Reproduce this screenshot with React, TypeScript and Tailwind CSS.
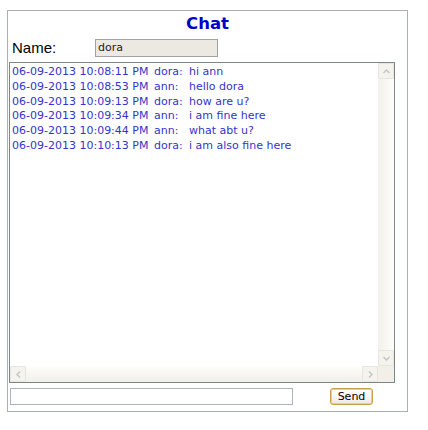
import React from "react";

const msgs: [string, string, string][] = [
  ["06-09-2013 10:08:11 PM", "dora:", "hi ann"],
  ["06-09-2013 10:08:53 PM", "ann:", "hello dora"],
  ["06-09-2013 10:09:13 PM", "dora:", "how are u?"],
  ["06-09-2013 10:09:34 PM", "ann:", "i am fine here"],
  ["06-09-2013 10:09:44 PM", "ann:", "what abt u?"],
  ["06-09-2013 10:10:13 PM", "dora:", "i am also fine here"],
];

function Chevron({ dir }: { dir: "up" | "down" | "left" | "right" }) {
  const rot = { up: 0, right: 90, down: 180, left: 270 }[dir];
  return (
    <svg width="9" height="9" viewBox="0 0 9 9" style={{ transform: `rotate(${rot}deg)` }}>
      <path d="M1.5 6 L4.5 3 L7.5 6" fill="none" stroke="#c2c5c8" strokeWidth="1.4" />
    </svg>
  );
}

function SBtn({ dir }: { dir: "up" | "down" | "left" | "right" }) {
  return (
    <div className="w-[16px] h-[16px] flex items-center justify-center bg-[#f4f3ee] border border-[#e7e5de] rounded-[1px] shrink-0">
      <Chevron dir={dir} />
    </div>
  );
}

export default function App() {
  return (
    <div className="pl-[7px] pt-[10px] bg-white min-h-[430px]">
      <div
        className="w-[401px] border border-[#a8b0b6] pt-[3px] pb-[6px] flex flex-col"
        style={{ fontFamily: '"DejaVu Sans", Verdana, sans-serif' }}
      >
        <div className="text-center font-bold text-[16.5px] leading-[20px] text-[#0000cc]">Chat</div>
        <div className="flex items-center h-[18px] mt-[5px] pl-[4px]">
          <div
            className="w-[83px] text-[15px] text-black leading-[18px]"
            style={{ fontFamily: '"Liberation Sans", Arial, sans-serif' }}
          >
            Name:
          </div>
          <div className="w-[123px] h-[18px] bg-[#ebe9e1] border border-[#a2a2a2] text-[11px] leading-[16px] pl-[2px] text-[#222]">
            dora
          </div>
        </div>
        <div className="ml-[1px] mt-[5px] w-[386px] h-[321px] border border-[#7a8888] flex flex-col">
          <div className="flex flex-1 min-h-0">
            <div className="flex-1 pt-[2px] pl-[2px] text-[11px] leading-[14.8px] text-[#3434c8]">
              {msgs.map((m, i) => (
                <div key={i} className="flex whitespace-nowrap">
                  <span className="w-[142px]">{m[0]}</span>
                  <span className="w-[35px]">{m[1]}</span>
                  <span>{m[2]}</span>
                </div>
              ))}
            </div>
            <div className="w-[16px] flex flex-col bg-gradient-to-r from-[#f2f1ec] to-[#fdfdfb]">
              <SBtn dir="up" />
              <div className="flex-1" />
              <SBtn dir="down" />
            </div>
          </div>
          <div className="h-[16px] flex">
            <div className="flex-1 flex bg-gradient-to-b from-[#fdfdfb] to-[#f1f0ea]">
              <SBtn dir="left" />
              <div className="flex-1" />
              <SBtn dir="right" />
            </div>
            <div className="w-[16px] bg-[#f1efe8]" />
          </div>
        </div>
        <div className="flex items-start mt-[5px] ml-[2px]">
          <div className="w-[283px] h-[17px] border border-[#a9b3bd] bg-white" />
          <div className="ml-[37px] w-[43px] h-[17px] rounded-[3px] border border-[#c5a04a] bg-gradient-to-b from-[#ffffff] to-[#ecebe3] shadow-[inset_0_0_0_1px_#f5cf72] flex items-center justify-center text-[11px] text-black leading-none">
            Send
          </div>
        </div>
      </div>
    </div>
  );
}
■ ■ ■ ■
■ Prompt
Set down the complete material exactly, but do not include the images.

■ Response to the task
Reproduce this screenshot with React, TypeScript and Tailwind CSS.
import React from "react";

const msgs: [string, string, string][] = [
  ["06-09-2013 10:08:11 PM", "dora:", "hi ann"],
  ["06-09-2013 10:08:53 PM", "ann:", "hello dora"],
  ["06-09-2013 10:09:13 PM", "dora:", "how are u?"],
  ["06-09-2013 10:09:34 PM", "ann:", "i am fine here"],
  ["06-09-2013 10:09:44 PM", "ann:", "what abt u?"],
  ["06-09-2013 10:10:13 PM", "dora:", "i am also fine here"],
];

function Chevron({ dir }: { dir: "up" | "down" | "left" | "right" }) {
  const rot = { up: 0, right: 90, down: 180, left: 270 }[dir];
  return (
    <svg width="9" height="9" viewBox="0 0 9 9" style={{ transform: `rotate(${rot}deg)` }}>
      <path d="M1.5 6 L4.5 3 L7.5 6" fill="none" stroke="#c2c5c8" strokeWidth="1.4" />
    </svg>
  );
}

function SBtn({ dir }: { dir: "up" | "down" | "left" | "right" }) {
  return (
    <div className="w-[16px] h-[16px] flex items-center justify-center bg-[#f4f3ee] border border-[#e7e5de] rounded-[1px] shrink-0">
      <Chevron dir={dir} />
    </div>
  );
}

export default function App() {
  return (
    <div className="pl-[7px] pt-[10px] bg-white min-h-[430px]">
      <div
        className="w-[401px] border border-[#a8b0b6] pt-[3px] pb-[6px] flex flex-col"
        style={{ fontFamily: '"DejaVu Sans", Verdana, sans-serif' }}
      >
        <div className="text-center font-bold text-[16.5px] leading-[20px] text-[#0000cc]">Chat</div>
        <div className="flex items-center h-[18px] mt-[5px] pl-[4px]">
          <div
            className="w-[83px] text-[15px] text-black leading-[18px]"
            style={{ fontFamily: '"Liberation Sans", Arial, sans-serif' }}
          >
            Name:
          </div>
          <div className="w-[123px] h-[18px] bg-[#ebe9e1] border border-[#a2a2a2] text-[11px] leading-[16px] pl-[2px] text-[#222]">
            dora
          </div>
        </div>
        <div className="ml-[1px] mt-[5px] w-[386px] h-[321px] border border-[#7a8888] flex flex-col">
          <div className="flex flex-1 min-h-0">
            <div className="flex-1 pt-[2px] pl-[2px] text-[11px] leading-[14.8px] text-[#3434c8]">
              {msgs.map((m, i) => (
                <div key={i} className="flex whitespace-nowrap">
                  <span className="w-[142px]">{m[0]}</span>
                  <span className="w-[35px]">{m[1]}</span>
                  <span>{m[2]}</span>
                </div>
              ))}
            </div>
            <div className="w-[16px] flex flex-col bg-gradient-to-r from-[#f2f1ec] to-[#fdfdfb]">
              <SBtn dir="up" />
              <div className="flex-1" />
              <SBtn dir="down" />
            </div>
          </div>
          <div className="h-[16px] flex">
            <div className="flex-1 flex bg-gradient-to-b from-[#fdfdfb] to-[#f1f0ea]">
              <SBtn dir="left" />
              <div className="flex-1" />
              <SBtn dir="right" />
            </div>
            <div className="w-[16px] bg-[#f1efe8]" />
          </div>
        </div>
        <div className="flex items-start mt-[5px] ml-[2px]">
          <div className="w-[283px] h-[17px] border border-[#a9b3bd] bg-white" />
          <div className="ml-[37px] w-[43px] h-[17px] rounded-[3px] border border-[#c5a04a] bg-gradient-to-b from-[#ffffff] to-[#ecebe3] shadow-[inset_0_0_0_1px_#f5cf72] flex items-center justify-center text-[11px] text-black leading-none">
            Send
          </div>
        </div>
      </div>
    </div>
  );
}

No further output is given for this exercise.